2.1. – Il motivo è fondato, essendo evidente la falsa applicazione, da parte della Corte distrettuale, del corretto principio che fissa di regola in due anni la ragionevole durata di un processo di appello a una fattispecie in cui, invece, il processo si era protratto per oltre tre anni.

3. – Il terzo motivo, con il quale la medesima questione viene posta sotto il profilo del vizio di motivazione, resta assorbito.

4. – Il decreto impugnato va in conclusione cassato in relazione alla censura accolta.

Non è tuttavia necessario far luogo al giudizio di rinvio, dato che, non essendo necessari ulteriori accertamenti di fatto, la causa può essere decisa nel merito ai sensi dell’art. 384 c.p.c., comma 1, ult. parte, liquidando, per l’anno circa di protrazione del giudizio di appello oltre il termine di ragionevole durata, la somma di _ 750,00 a titolo di danno non patrimoniale, secondo i più recenti standard seguiti dalla Corte EDU. Somma che va riconosciuta per l’intero in favore di ciascuno dei ricorrenti B., C., D. e D.D.M., che hanno agito in proprio, e prò quota ereditaria in favore dei ricorrenti C.E., F. e N., che hanno agito quali eredi della sig.ra D.D.T..

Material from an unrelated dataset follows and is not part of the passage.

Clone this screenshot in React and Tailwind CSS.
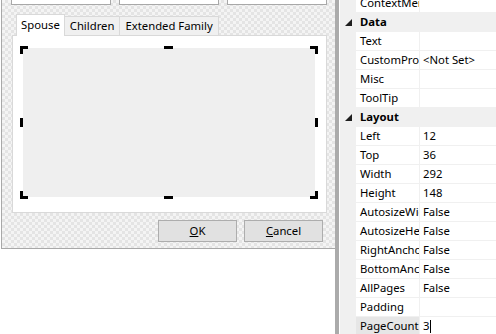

La reciproca soccombenza delle parti (dovendo la domanda di riparazione relativa al primo grado del processo presupposto considerarsi domanda distinta, per quanto sopra osservato, da quella relativa al giudizio di appello) giustifica la compensazione delle spese dell’intero giudizio, sia di merito che di legittimità.
P.Q.M.

La Corte rigetta il primo motivo di ricorso, accoglie il secondo, dichiara assorbito il terzo; cassa, in relazione al motivo accolto, il decreto impugnato e, decidendo nel merito, condanna la Presidenza del Consiglio dei ministri al pagamento, in favore dei sigg.

B., C., D. e D.D.M., della somma di Euro 750,00 ciascuno, e della somma di e Euro 750,00 pro quota in favore dei sigg. E., F. e C.N., con gli interessi legali dalla domanda; dichiara compensate fra le parti le spese dell’intero giudizio.

Testo non ufficiale. La sola stampa del bollettino ufficiale ha carattere legale.